Refreshingly forthright thus far, Rudd then sidesteps a question about Narendra Modi's government. "I don't know India well. I know China well." He turns reflective, saying that in his current roles at Harvard Kennedy School and the Asia Society, he can try to explain the Chinese world view. "I am surprised by how much is literally lost in translation. There are still common values and common interests," referring to how China has benefitted from an open trading system and would not want to disrupt that. He has been a victim of a mistranslation of English when a Wiki leak referred to US diplomatic documents that misquoted him as saying that the West must be prepared to use force with China. What he actually said was that the West should be "forceful" in putting its positions to China.

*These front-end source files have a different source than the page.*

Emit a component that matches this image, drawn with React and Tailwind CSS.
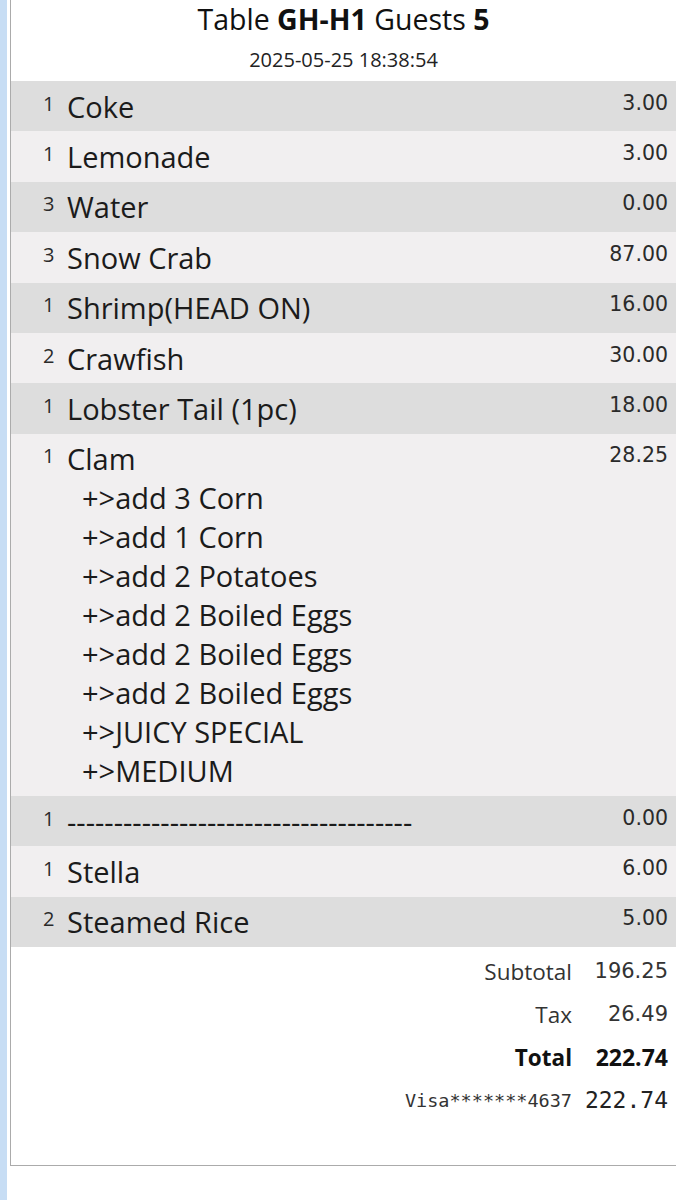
const items = [
  { qty: 1, name: 'Coke', price: '3.00' },
  { qty: 1, name: 'Lemonade', price: '3.00' },
  { qty: 3, name: 'Water', price: '0.00' },
  { qty: 3, name: 'Snow Crab', price: '87.00' },
  { qty: 1, name: 'Shrimp(HEAD ON)', price: '16.00' },
  { qty: 2, name: 'Crawfish', price: '30.00' },
  { qty: 1, name: 'Lobster Tail (1pc)', price: '18.00' },
  {
    qty: 1,
    name: 'Clam',
    price: '28.25',
    mods: [
      '+>add 3 Corn',
      '+>add 1 Corn',
      '+>add 2 Potatoes',
      '+>add 2 Boiled Eggs',
      '+>add 2 Boiled Eggs',
      '+>add 2 Boiled Eggs',
      '+>JUICY SPECIAL',
      '+>MEDIUM',
    ],
  },
  { qty: 1, name: '-------------------------------------', price: '0.00' },
  { qty: 1, name: 'Stella', price: '6.00' },
  { qty: 2, name: 'Steamed Rice', price: '5.00' },
];

const sans = "font-['Open_Sans','Noto_Sans',sans-serif]";

function ItemRow({ item, index }) {
  const shade = index % 2 === 0 ? 'bg-[#dddddd]' : 'bg-[#f1eff0]';
  return (
    <div className={`flex items-start py-[5.7px] pl-[32px] pr-[8px] text-[#1b1b1b] ${shade}`}>
      <span className={`w-[24px] shrink-0 text-[20px] leading-[33px] text-[#2a2a2a] ${sans}`}>{item.qty}</span>
      <div className={`flex-1 text-[29px] leading-[39px] ${sans}`}>
        <div>{item.name}</div>
        {item.mods &&
          item.mods.map((mod, i) => (
            <div key={i} className="pl-[15px]">
              {mod}
            </div>
          ))}
      </div>
      <span className="shrink-0 font-['DejaVu_Sans',sans-serif] text-[20.5px] leading-[33px] text-[#2a2a2a]">
        {item.price}
      </span>
    </div>
  );
}

function TotalLine({ label, value, bold, mono }) {
  return (
    <div className="flex items-center justify-end gap-[12px] leading-[43px]">
      <span
        className={
          mono
            ? "font-['DejaVu_Sans_Mono',monospace] text-[18.5px] text-[#333]"
            : `${sans} text-[22.5px] ${bold ? 'font-bold text-[#111]' : 'text-[#333]'}`
        }
      >
        {label}
      </span>
      <span
        className={`w-[84px] text-right ${
          mono
            ? "font-['DejaVu_Sans_Mono',monospace] text-[23px] text-[#222]"
            : bold
              ? `${sans} text-[23px] font-bold text-[#111]`
              : "font-['DejaVu_Sans',sans-serif] text-[21px] text-[#333]"
        }`}
      >
        {value}
      </span>
    </div>
  );
}

export default function App() {
  return (
    <div className="flex h-[1200px] bg-white">
      <div className="w-[7px] shrink-0 bg-[#c7ddf4]" />
      <div className="ml-[3px] flex h-[1166px] flex-1 flex-col border-b border-l border-[#ababab] bg-white">
        <header className={`text-center text-[#111] ${sans}`}>
          <h1 className="text-[28.5px] leading-[39px]">
            Table <span className="font-bold">GH-H1</span> Guests <span className="font-bold">5</span>
          </h1>
          <p className="mt-[8px] mb-[8px] text-[20px] leading-[26px] text-[#222]">2025-05-25 18:38:54</p>
        </header>

        <div>
          {items.map((item, index) => (
            <ItemRow key={index} item={item} index={index} />
          ))}
        </div>

        <div className="pt-[3px] pr-[8px]">
          <TotalLine label="Subtotal" value="196.25" />
          <TotalLine label="Tax" value="26.49" />
          <TotalLine label="Total" value="222.74" bold />
          <TotalLine label="Visa*******4637" value="222.74" mono />
        </div>
      </div>
    </div>
  );
}
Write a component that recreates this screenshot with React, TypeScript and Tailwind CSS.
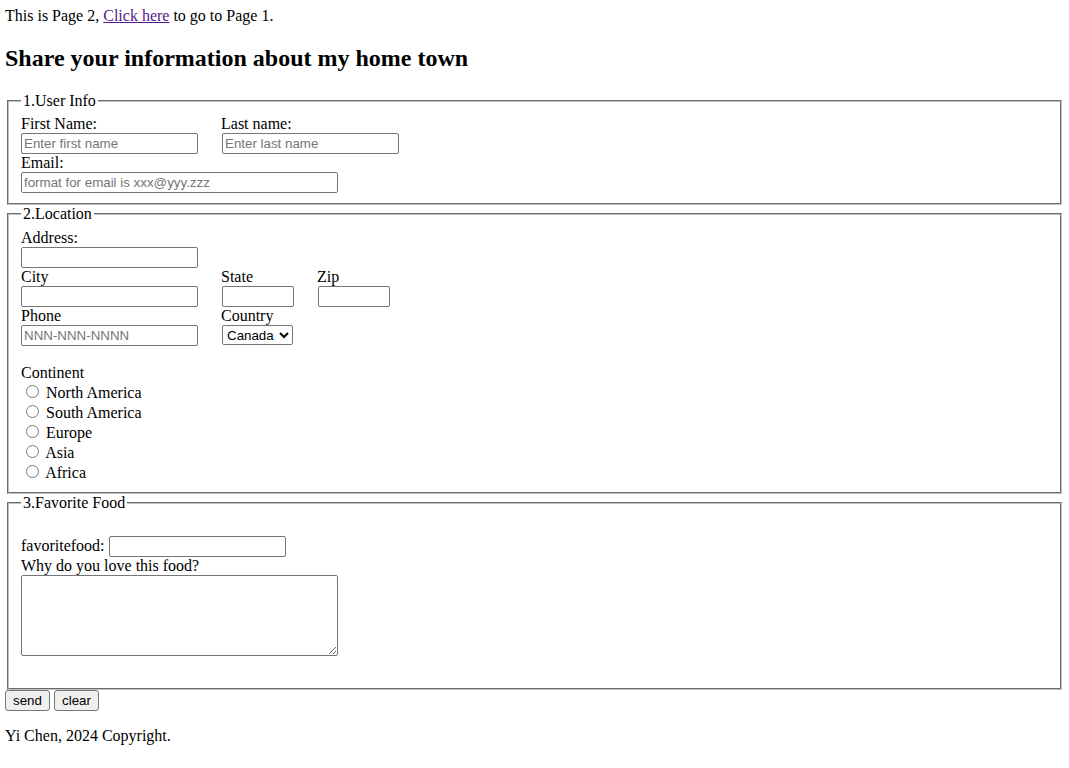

Rudd says that that there is recognition that the country's territorial claims in the South China sea should not be pushed too far "because the principal objective of Xi Jinping is to grow the economy. The number one, two and three task is economic transformation." Speaking weeks before the US was humbled when its allies such as the UK and Australia elected to join Beijing's Asian Infrastructure Investment Bank, Rudd, who had arrived in Delhi directly from Beijing, predicts that China will be proactive in building its own international institutions and would no longer be content as it has been for the past three decades "to sit in the corner and take notes". I am less sanguine that China's expansionist tendencies will peaceably stop at building a rival to the International Monetary Fund, but we are out of time. Rudd is escorted to a meeting where he mostly listens to a handful of retired diplomats and academics speak of India's relations with China. I come away convinced that Rudd's one-on-one was far more interesting. Not for the first time, I can't help thinking that the best perk in journalism is meeting fascinating people.